Unfortunately, the Netflix series so far has relied on gimmicks. In one episode, we get two desperate sitcom ploys: the surprise childbirth scene and the stuck-in-the-elevator-with-feuding-friends scene. If only someone had two dates with two different people on the same night in that episode, Grace and Frankie could have hit the comedy cliche trifecta.

And the show isn’t as insightful about being older and LGBT as last year’s Transparent, in which a sexagenarian played by Jeffrey Tambor came out as transgender, or even Vicious, in which gay seventysomethings played by Ian McKellen and Derek Jacobi sipped tea and bickered. The closest Grace and Frankie gets to fresh thinking about gay themes is when Grace’s daughter pointedly asks Frankie’s son: “Would you be cool with this if they’d both been cheating with women for 20 years?”

The Stars’ Chemistry

But the idea of a forced reinvention of life is handled with more skill.

As the first of the season’s 13 episodes opens, the four principles arrive at a restaurant for what the women don’t yet know will be the coming-out dinner. The scene sharply contrasts the excitement of the men with the confusion and pain of the women.

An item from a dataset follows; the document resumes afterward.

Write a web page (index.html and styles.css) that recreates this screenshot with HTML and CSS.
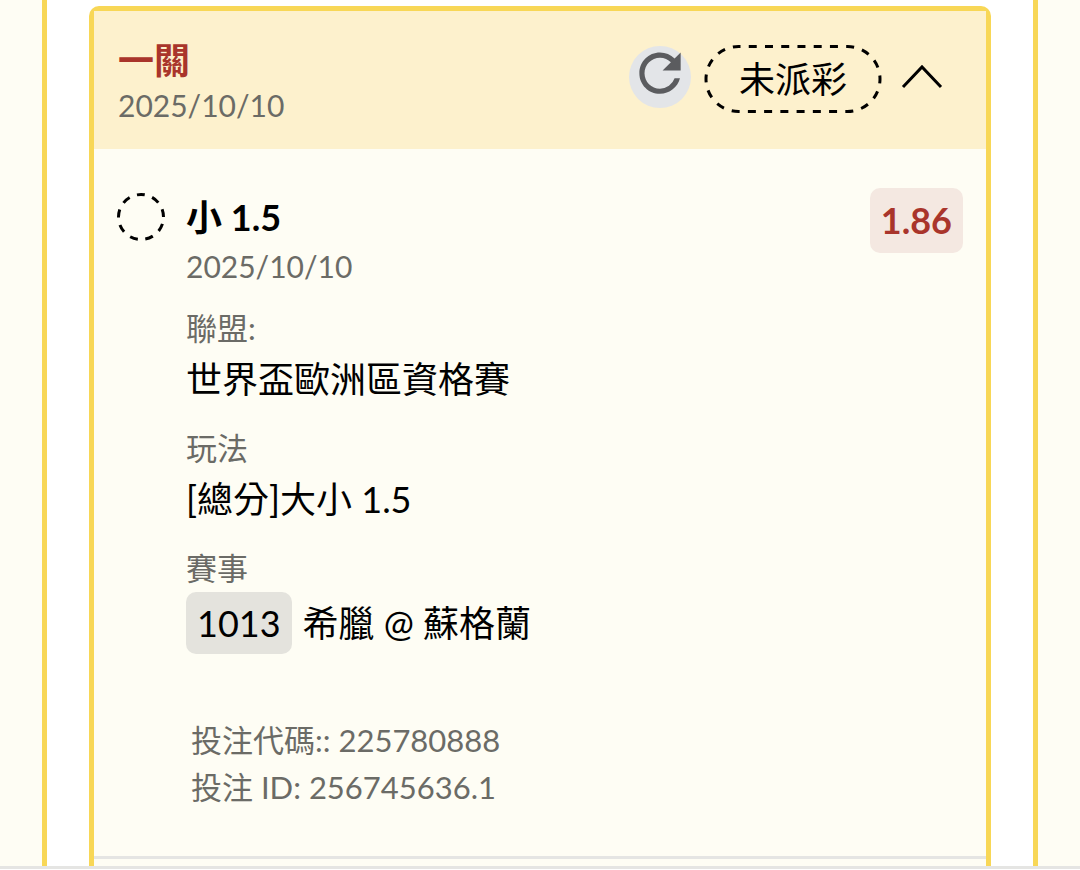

“We’re getting better with age and this can be a very exciting chapter we’re about to open in the book of life,” enthuses Waterston’s Sol. But Tomlin’s Frankie sees endings, not beginnings: “I’ve got news for you. The next chapter is not that long,” she says.

Grace and Frankie is really about friends negotiating new relationships and new challenges for which there is no roadmap.

Grace and Frankie checks in frequently on the guys, but the show is at its best when it’s exploiting the chemistry between the two lead actresses, which they first demonstrated more than three decades ago in 9 to 5.

Friends in real life, they are hilarious as they riff off each other while the scripts spin twists on what we already know about the lives of these legendary performers: Strong-willed Fonda plays weak-kneed Grace and Tomlin has a ball as a latter-day hippie who uses Eastern mysticism to hide her brutal cynicism.

Getting Laughs Out Of Aging

Frankie’s no-B.S. attitude comes in handy for the women, who only get tight after they become reluctant roommates in the beach house their families share. After a trip to a supermarket where they can’t attract the attention of a young clerk who Grace says is ignoring them because of their gray hair, Frankie simply pockets the cigarettes they were trying to purchase, cigarettes she has said she’d “give her good knee” to smoke.

“You stole those?” Grace asks, to which Frankie replies, “I learned we have a superpower: invisibility. You can’t see me, you can’t stop me.”

Later episodes find Grace, who has been in a sexless marriage, facing the prospect of intimacy with someone new, a subplot that grapples with vaginal dryness and, improbably, gets laughs out of it.

Meanwhile, Frankie finds she likes sleeping alone and resolves to get up-to-date on technology. As she signs up for Twitter and starts a vlog, she resolves, “I want to be a part of the conversation,” a message that won’t be lost on viewers who’ll have to figure out how to stream from their computers to their TVs before they can watch Grace and Frankie.

A Show About Friends

What with all the hunky eldersuitors and designer-kale luncheons, Grace and Frankie might seem too glib. But it acknowledges that big changes, even worthwhile ones, do not come easily. Grace’s attempt to stop people-pleasing and Frankie’s struggle to “not face this crappy part of my life alone” are not without pitfalls.

“You were making so much progress. You were moving forward. What are you thinking?” asks Grace in the final episode after Frankie screws up in a way that will put a big twist in the second season. The subtext? When you try new things, you should expect to make some mistakes.

Despite the hot-button subject that gets the series rolling, Grace and Frankie is really about friends negotiating new relationships and new challenges for which there is no roadmap (Marta Kaufman, who co-created Friends, is one of the show’s originators).

Here’s hoping the second season will continue to emphasize that it’s never too late to take a fresh look at what you’re doing. Or, as once-repressed Grace puts it to Frankie: “I like this saying-exactly-what-we-mean. I wonder if things would have been different if we’d done this a long time ago.”